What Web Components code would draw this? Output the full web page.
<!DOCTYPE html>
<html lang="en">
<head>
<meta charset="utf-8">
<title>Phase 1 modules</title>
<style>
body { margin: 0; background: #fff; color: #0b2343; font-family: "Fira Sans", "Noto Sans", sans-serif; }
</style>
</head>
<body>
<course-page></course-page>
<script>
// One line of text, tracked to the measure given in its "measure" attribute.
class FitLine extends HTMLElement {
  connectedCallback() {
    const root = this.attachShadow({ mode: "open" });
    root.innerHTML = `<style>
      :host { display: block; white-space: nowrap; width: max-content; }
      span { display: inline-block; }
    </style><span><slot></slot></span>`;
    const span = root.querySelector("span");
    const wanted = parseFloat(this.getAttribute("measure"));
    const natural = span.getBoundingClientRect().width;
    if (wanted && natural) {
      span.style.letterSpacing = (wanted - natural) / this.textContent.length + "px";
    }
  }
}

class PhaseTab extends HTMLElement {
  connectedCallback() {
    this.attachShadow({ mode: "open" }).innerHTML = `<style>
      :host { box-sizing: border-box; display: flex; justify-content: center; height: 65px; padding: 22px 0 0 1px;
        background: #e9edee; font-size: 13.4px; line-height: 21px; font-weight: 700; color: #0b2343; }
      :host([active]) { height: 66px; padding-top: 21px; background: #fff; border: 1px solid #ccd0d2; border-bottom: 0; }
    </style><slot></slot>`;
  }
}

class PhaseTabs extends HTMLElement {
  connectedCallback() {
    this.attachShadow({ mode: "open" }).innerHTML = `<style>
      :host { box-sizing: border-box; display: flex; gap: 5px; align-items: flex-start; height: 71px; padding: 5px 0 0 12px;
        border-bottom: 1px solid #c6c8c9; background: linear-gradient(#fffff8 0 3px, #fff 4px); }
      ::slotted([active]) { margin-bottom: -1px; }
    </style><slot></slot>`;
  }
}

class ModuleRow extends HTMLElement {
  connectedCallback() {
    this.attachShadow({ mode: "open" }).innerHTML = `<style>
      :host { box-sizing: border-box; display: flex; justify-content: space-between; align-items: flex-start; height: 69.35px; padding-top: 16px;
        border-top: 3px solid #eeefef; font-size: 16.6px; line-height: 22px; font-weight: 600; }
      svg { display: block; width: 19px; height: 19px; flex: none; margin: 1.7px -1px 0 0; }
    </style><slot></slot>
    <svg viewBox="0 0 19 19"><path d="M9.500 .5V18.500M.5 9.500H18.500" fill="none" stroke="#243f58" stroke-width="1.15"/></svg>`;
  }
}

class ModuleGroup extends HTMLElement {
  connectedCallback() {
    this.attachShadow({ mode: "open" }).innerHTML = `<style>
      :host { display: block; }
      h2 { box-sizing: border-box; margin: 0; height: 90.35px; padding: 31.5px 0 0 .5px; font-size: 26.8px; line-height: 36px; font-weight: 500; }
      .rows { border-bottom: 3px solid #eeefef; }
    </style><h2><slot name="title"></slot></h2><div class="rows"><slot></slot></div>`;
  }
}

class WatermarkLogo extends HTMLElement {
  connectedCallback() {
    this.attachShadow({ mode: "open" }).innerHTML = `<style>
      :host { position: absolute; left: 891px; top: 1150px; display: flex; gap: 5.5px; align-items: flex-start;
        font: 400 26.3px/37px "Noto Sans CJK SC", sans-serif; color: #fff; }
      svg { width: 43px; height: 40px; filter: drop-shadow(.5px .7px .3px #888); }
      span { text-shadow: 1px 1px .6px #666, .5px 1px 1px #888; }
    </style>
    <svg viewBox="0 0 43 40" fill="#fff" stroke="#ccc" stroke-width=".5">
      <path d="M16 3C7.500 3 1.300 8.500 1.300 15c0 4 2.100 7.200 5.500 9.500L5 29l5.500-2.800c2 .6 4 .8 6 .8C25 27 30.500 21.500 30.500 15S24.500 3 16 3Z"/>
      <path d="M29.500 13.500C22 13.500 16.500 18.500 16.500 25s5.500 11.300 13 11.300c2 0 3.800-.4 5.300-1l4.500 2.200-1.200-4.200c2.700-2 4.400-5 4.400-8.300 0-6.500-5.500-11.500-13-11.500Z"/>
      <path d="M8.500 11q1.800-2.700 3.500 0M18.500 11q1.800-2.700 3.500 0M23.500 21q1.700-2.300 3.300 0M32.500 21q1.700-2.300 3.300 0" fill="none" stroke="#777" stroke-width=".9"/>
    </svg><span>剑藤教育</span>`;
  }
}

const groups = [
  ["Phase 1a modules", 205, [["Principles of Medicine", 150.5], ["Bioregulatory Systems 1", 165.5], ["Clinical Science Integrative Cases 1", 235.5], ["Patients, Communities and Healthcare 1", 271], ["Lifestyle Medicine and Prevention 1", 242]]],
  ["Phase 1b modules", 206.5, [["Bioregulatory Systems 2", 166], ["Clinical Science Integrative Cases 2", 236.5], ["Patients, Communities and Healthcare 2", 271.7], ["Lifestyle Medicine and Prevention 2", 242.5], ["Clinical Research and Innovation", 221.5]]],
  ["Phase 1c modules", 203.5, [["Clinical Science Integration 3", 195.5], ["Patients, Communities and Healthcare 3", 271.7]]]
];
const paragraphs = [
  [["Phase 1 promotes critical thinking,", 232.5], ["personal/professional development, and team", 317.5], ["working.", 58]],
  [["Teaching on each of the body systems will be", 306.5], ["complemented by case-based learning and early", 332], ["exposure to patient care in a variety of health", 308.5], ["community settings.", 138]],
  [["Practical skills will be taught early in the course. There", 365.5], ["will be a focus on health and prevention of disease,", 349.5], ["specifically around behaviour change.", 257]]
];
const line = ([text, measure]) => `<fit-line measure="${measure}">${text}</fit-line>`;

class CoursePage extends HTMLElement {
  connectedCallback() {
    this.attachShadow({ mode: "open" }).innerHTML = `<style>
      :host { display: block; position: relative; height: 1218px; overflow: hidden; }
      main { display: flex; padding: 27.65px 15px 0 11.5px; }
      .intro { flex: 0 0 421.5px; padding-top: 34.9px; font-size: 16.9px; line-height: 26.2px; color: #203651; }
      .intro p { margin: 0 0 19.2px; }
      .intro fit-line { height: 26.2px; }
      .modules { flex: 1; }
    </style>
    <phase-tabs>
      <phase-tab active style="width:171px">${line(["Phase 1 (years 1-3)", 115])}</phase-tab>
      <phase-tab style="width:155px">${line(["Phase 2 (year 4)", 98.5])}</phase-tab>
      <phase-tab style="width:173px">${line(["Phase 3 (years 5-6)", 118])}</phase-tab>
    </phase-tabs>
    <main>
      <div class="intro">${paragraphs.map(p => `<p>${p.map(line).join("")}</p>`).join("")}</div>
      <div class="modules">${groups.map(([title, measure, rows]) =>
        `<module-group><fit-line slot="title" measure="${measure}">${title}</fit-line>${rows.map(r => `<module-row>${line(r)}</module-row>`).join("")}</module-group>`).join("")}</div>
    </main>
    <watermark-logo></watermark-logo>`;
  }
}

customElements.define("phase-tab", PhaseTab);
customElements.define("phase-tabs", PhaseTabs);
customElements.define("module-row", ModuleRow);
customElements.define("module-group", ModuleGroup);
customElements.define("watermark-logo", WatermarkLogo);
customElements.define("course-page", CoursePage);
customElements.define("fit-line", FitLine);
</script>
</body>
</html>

==

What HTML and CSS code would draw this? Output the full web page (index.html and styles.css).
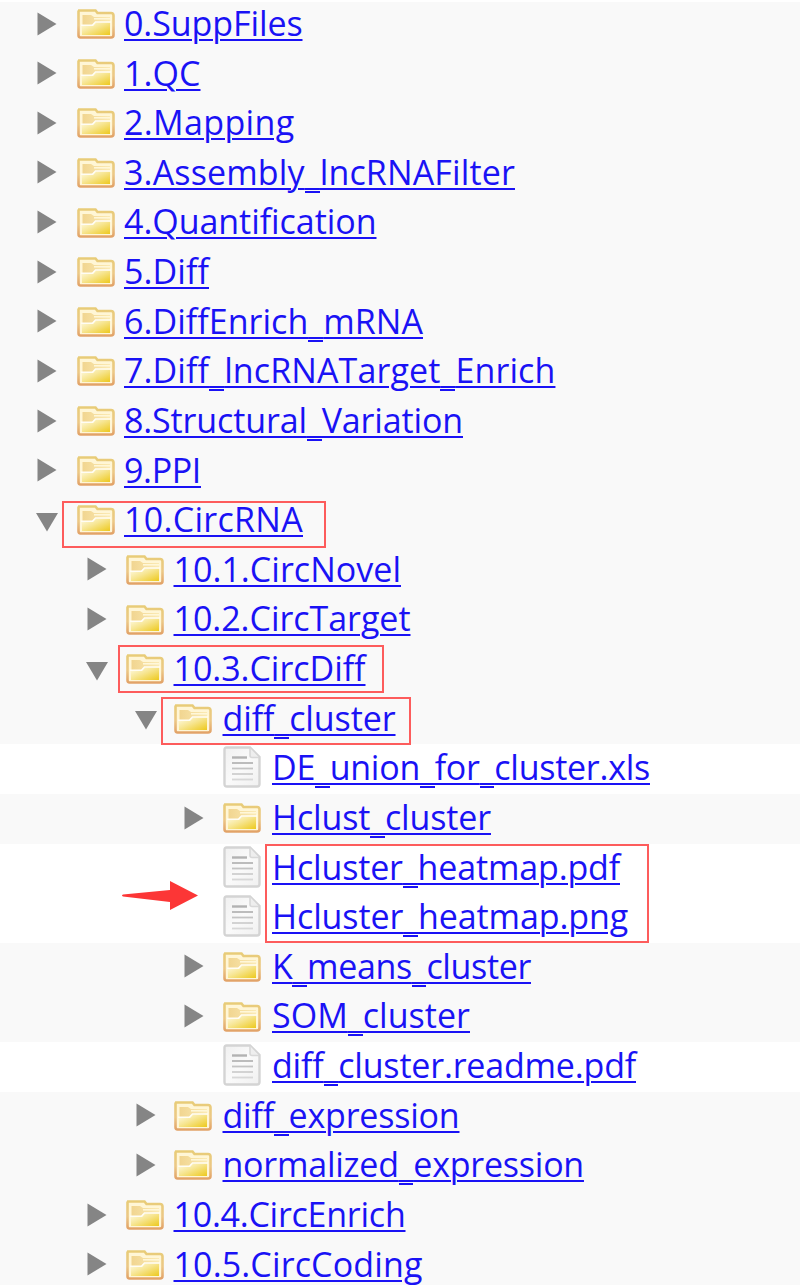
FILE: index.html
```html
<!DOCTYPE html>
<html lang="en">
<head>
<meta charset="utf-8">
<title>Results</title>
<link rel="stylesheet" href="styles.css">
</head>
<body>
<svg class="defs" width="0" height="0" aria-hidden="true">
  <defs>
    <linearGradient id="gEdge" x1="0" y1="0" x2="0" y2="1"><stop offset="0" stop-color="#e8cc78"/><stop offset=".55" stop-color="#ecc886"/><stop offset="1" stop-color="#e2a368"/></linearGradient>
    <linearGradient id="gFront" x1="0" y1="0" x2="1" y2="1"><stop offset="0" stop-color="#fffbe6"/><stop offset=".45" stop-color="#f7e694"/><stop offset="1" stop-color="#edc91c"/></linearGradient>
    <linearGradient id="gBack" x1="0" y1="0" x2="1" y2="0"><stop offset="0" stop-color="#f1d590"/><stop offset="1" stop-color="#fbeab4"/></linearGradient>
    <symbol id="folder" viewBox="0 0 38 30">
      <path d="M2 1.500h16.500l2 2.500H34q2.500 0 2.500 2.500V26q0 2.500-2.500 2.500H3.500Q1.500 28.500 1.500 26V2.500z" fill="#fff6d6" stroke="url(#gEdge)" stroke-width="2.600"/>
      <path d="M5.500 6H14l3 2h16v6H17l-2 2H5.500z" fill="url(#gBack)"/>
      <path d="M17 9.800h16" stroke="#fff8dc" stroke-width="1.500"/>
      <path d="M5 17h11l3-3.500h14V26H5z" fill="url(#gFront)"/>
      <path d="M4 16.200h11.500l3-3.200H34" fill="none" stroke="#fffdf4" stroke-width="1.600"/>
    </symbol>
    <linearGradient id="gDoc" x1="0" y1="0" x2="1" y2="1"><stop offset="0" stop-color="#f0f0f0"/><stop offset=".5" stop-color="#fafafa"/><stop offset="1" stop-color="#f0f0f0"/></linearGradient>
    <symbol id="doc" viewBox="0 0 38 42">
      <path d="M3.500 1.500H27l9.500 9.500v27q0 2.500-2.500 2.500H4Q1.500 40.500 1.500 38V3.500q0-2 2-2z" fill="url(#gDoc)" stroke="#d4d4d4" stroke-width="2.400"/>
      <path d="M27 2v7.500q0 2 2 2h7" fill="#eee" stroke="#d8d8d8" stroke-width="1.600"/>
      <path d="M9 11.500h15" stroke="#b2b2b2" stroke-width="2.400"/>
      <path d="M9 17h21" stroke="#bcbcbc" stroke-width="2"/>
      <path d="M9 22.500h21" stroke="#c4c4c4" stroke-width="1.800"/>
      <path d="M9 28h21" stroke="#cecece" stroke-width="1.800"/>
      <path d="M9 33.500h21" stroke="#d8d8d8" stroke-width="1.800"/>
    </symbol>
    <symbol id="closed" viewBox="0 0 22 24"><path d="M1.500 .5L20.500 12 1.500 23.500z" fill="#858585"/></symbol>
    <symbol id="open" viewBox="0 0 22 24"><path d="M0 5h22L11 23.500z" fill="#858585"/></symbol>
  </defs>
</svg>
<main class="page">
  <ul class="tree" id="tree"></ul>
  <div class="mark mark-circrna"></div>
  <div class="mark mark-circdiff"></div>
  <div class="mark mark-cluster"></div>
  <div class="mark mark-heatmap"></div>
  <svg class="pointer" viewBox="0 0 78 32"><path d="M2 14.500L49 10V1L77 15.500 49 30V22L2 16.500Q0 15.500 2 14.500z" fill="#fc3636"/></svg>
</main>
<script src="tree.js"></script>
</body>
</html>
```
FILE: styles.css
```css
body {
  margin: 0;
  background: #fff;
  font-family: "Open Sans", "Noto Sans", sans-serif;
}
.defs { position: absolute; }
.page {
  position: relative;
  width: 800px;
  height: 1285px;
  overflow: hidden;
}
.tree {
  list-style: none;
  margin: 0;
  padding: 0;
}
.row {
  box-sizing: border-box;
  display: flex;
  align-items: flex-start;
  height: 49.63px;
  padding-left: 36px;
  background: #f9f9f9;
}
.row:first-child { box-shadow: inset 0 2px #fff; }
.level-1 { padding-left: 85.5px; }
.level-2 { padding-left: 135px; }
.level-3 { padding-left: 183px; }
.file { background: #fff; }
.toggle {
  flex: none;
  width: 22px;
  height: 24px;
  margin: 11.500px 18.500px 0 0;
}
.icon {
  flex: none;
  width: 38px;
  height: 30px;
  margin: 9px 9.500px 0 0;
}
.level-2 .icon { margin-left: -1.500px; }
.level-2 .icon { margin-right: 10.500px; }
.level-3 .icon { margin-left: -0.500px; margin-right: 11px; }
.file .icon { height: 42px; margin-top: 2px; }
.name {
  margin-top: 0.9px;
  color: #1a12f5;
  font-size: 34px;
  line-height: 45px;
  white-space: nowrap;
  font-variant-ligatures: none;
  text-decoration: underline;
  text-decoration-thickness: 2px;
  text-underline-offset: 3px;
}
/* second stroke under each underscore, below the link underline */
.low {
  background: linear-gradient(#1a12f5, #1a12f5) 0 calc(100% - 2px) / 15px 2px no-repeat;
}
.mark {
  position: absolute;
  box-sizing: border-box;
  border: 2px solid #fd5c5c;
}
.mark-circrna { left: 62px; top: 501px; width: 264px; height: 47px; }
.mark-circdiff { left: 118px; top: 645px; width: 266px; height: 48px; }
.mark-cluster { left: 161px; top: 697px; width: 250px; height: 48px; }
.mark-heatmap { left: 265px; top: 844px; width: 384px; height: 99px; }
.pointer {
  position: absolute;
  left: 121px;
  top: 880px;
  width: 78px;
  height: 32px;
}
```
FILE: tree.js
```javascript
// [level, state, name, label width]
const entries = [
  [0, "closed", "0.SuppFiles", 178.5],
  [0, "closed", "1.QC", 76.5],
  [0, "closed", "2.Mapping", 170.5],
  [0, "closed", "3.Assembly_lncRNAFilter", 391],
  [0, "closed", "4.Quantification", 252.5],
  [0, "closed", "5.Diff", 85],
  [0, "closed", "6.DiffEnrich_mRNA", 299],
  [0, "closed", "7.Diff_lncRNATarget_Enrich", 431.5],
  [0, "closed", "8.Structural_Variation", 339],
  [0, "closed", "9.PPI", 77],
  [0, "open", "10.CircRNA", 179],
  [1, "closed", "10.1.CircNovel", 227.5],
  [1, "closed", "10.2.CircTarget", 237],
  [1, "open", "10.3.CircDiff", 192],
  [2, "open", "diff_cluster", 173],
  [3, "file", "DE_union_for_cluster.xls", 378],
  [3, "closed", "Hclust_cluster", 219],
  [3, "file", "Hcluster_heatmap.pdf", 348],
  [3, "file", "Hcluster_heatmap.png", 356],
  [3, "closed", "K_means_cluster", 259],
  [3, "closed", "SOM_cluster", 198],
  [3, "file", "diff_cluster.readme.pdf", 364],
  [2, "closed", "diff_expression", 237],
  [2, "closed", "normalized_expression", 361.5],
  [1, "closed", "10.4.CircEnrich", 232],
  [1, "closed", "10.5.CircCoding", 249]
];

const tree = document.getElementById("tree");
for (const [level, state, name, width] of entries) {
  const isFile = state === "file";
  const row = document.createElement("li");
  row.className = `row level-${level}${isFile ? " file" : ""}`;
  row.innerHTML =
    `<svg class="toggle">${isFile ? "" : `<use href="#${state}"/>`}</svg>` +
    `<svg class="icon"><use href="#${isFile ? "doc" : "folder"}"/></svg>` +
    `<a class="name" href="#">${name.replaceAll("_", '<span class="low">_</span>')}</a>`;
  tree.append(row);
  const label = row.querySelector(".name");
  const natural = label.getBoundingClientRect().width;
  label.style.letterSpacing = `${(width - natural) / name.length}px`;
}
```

Work required >> Extract each line holding the word "styles" from the records.

Exercise answer >>
What HTML and CSS code would draw this? Output the full web page (index.html and styles.css).
<link rel="stylesheet" href="styles.css">
FILE: styles.css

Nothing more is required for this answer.